**What the task requires**
Reproduce the data exactly and drop any pictures it holds.

**Given data**
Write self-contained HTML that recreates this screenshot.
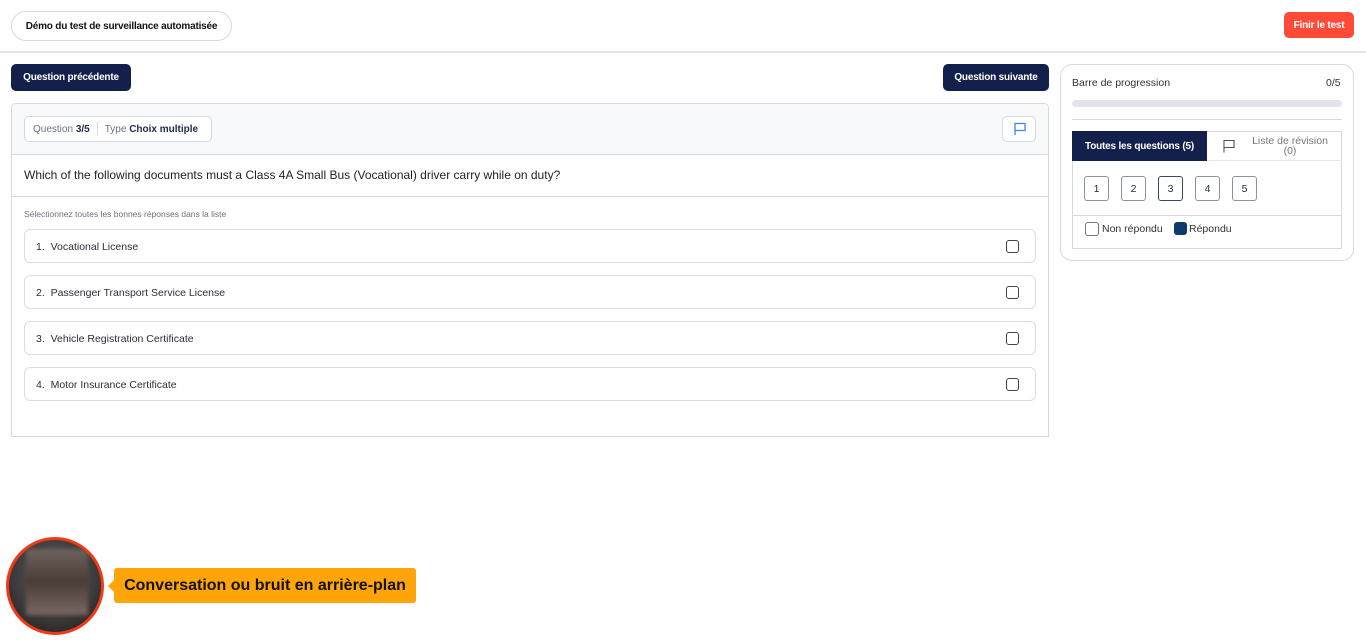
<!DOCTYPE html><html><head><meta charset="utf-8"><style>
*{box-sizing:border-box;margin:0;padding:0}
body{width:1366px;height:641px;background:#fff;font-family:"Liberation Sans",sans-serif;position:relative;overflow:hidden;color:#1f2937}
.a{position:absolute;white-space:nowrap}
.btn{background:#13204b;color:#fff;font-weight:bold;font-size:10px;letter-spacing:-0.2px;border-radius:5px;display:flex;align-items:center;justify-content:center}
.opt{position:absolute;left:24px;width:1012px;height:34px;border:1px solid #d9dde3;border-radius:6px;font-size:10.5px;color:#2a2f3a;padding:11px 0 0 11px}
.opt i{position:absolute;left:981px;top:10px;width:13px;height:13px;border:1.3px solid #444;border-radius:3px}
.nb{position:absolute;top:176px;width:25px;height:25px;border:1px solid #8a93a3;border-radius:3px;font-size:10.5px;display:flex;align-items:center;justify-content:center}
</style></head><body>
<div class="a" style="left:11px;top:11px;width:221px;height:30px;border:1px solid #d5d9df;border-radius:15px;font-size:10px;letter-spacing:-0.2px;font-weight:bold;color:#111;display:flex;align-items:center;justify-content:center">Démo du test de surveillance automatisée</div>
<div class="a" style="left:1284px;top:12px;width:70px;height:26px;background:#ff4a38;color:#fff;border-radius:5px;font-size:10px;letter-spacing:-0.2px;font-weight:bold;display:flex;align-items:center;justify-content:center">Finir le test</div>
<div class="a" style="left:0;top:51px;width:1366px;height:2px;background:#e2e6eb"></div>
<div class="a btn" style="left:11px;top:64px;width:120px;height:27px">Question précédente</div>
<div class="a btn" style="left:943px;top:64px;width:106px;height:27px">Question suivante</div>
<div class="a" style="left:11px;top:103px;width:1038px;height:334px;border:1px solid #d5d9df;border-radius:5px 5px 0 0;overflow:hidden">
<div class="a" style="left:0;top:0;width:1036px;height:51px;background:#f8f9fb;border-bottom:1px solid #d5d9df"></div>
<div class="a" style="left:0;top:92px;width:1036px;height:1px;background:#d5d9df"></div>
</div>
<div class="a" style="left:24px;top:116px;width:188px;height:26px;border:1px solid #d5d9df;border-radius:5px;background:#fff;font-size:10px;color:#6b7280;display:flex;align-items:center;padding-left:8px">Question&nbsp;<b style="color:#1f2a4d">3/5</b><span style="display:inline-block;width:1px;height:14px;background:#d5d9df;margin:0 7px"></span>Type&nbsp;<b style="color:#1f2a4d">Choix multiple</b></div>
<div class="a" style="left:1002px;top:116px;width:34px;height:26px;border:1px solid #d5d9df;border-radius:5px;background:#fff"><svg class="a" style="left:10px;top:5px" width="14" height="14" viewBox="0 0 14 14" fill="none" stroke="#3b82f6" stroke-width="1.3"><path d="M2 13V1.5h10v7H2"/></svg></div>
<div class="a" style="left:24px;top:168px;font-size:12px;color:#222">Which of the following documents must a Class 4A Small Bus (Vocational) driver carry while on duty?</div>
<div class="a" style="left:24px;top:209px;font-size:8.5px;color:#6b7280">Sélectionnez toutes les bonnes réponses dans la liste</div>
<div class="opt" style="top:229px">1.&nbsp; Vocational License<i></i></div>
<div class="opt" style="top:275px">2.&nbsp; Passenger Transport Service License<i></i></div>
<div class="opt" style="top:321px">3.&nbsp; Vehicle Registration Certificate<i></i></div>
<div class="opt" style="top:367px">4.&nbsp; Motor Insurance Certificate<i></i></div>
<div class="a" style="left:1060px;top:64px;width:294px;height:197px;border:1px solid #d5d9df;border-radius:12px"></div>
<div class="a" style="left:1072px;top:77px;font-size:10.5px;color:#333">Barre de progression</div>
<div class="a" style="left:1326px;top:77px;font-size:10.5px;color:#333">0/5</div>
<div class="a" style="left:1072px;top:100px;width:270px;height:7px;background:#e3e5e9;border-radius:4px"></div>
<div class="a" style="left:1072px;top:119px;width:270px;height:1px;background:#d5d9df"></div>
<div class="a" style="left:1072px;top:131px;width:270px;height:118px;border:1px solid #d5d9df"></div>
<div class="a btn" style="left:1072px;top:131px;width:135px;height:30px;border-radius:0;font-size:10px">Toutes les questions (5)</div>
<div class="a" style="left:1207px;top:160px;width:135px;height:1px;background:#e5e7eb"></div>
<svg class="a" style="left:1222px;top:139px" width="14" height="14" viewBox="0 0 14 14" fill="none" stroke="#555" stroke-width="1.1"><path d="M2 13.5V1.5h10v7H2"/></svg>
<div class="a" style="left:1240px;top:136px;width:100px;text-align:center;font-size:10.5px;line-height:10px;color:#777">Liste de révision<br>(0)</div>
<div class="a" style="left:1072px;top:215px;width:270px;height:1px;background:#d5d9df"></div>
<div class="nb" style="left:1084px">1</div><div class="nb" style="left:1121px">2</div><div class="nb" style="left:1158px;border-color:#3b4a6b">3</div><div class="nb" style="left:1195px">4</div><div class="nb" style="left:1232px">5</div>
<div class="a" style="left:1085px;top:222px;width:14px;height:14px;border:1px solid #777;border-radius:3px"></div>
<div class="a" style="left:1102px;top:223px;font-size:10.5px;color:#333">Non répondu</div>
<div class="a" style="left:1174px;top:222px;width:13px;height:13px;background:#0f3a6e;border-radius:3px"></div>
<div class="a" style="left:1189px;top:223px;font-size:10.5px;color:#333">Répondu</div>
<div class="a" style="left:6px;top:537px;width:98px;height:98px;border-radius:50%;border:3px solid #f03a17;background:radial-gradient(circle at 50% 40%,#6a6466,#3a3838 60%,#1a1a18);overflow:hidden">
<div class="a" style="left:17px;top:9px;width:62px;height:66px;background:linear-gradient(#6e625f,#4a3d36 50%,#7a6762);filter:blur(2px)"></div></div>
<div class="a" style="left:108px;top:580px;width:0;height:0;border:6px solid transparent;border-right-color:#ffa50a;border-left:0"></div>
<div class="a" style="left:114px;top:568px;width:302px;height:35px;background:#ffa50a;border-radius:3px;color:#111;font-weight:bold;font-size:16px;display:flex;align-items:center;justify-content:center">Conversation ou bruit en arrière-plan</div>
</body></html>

**Solved exercise**
Write self-contained HTML that recreates this screenshot.
<!DOCTYPE html><html><head><meta charset="utf-8"><style>
*{box-sizing:border-box;margin:0;padding:0}
body{width:1366px;height:641px;background:#fff;font-family:"Liberation Sans",sans-serif;position:relative;overflow:hidden;color:#1f2937}
.a{position:absolute;white-space:nowrap}
.btn{background:#13204b;color:#fff;font-weight:bold;font-size:10px;letter-spacing:-0.2px;border-radius:5px;display:flex;align-items:center;justify-content:center}
.opt{position:absolute;left:24px;width:1012px;height:34px;border:1px solid #d9dde3;border-radius:6px;font-size:10.5px;color:#2a2f3a;padding:11px 0 0 11px}
.opt i{position:absolute;left:981px;top:10px;width:13px;height:13px;border:1.3px solid #444;border-radius:3px}
.nb{position:absolute;top:176px;width:25px;height:25px;border:1px solid #8a93a3;border-radius:3px;font-size:10.5px;display:flex;align-items:center;justify-content:center}
</style></head><body>
<div class="a" style="left:11px;top:11px;width:221px;height:30px;border:1px solid #d5d9df;border-radius:15px;font-size:10px;letter-spacing:-0.2px;font-weight:bold;color:#111;display:flex;align-items:center;justify-content:center">Démo du test de surveillance automatisée</div>
<div class="a" style="left:1284px;top:12px;width:70px;height:26px;background:#ff4a38;color:#fff;border-radius:5px;font-size:10px;letter-spacing:-0.2px;font-weight:bold;display:flex;align-items:center;justify-content:center">Finir le test</div>
<div class="a" style="left:0;top:51px;width:1366px;height:2px;background:#e2e6eb"></div>
<div class="a btn" style="left:11px;top:64px;width:120px;height:27px">Question précédente</div>
<div class="a btn" style="left:943px;top:64px;width:106px;height:27px">Question suivante</div>
<div class="a" style="left:11px;top:103px;width:1038px;height:334px;border:1px solid #d5d9df;border-radius:5px 5px 0 0;overflow:hidden">
<div class="a" style="left:0;top:0;width:1036px;height:51px;background:#f8f9fb;border-bottom:1px solid #d5d9df"></div>
<div class="a" style="left:0;top:92px;width:1036px;height:1px;background:#d5d9df"></div>
</div>
<div class="a" style="left:24px;top:116px;width:188px;height:26px;border:1px solid #d5d9df;border-radius:5px;background:#fff;font-size:10px;color:#6b7280;display:flex;align-items:center;padding-left:8px">Question&nbsp;<b style="color:#1f2a4d">3/5</b><span style="display:inline-block;width:1px;height:14px;background:#d5d9df;margin:0 7px"></span>Type&nbsp;<b style="color:#1f2a4d">Choix multiple</b></div>
<div class="a" style="left:1002px;top:116px;width:34px;height:26px;border:1px solid #d5d9df;border-radius:5px;background:#fff"><svg class="a" style="left:10px;top:5px" width="14" height="14" viewBox="0 0 14 14" fill="none" stroke="#3b82f6" stroke-width="1.3"><path d="M2 13V1.5h10v7H2"/></svg></div>
<div class="a" style="left:24px;top:168px;font-size:12px;color:#222">Which of the following documents must a Class 4A Small Bus (Vocational) driver carry while on duty?</div>
<div class="a" style="left:24px;top:209px;font-size:8.5px;color:#6b7280">Sélectionnez toutes les bonnes réponses dans la liste</div>
<div class="opt" style="top:229px">1.&nbsp; Vocational License<i></i></div>
<div class="opt" style="top:275px">2.&nbsp; Passenger Transport Service License<i></i></div>
<div class="opt" style="top:321px">3.&nbsp; Vehicle Registration Certificate<i></i></div>
<div class="opt" style="top:367px">4.&nbsp; Motor Insurance Certificate<i></i></div>
<div class="a" style="left:1060px;top:64px;width:294px;height:197px;border:1px solid #d5d9df;border-radius:12px"></div>
<div class="a" style="left:1072px;top:77px;font-size:10.5px;color:#333">Barre de progression</div>
<div class="a" style="left:1326px;top:77px;font-size:10.5px;color:#333">0/5</div>
<div class="a" style="left:1072px;top:100px;width:270px;height:7px;background:#e3e5e9;border-radius:4px"></div>
<div class="a" style="left:1072px;top:119px;width:270px;height:1px;background:#d5d9df"></div>
<div class="a" style="left:1072px;top:131px;width:270px;height:118px;border:1px solid #d5d9df"></div>
<div class="a btn" style="left:1072px;top:131px;width:135px;height:30px;border-radius:0;font-size:10px">Toutes les questions (5)</div>
<div class="a" style="left:1207px;top:160px;width:135px;height:1px;background:#e5e7eb"></div>
<svg class="a" style="left:1222px;top:139px" width="14" height="14" viewBox="0 0 14 14" fill="none" stroke="#555" stroke-width="1.1"><path d="M2 13.5V1.5h10v7H2"/></svg>
<div class="a" style="left:1240px;top:136px;width:100px;text-align:center;font-size:10.5px;line-height:10px;color:#777">Liste de révision<br>(0)</div>
<div class="a" style="left:1072px;top:215px;width:270px;height:1px;background:#d5d9df"></div>
<div class="nb" style="left:1084px">1</div><div class="nb" style="left:1121px">2</div><div class="nb" style="left:1158px;border-color:#3b4a6b">3</div><div class="nb" style="left:1195px">4</div><div class="nb" style="left:1232px">5</div>
<div class="a" style="left:1085px;top:222px;width:14px;height:14px;border:1px solid #777;border-radius:3px"></div>
<div class="a" style="left:1102px;top:223px;font-size:10.5px;color:#333">Non répondu</div>
<div class="a" style="left:1174px;top:222px;width:13px;height:13px;background:#0f3a6e;border-radius:3px"></div>
<div class="a" style="left:1189px;top:223px;font-size:10.5px;color:#333">Répondu</div>
<div class="a" style="left:6px;top:537px;width:98px;height:98px;border-radius:50%;border:3px solid #f03a17;background:radial-gradient(circle at 50% 40%,#6a6466,#3a3838 60%,#1a1a18);overflow:hidden">
<div class="a" style="left:17px;top:9px;width:62px;height:66px;background:linear-gradient(#6e625f,#4a3d36 50%,#7a6762);filter:blur(2px)"></div></div>
<div class="a" style="left:108px;top:580px;width:0;height:0;border:6px solid transparent;border-right-color:#ffa50a;border-left:0"></div>
<div class="a" style="left:114px;top:568px;width:302px;height:35px;background:#ffa50a;border-radius:3px;color:#111;font-weight:bold;font-size:16px;display:flex;align-items:center;justify-content:center">Conversation ou bruit en arrière-plan</div>
</body></html>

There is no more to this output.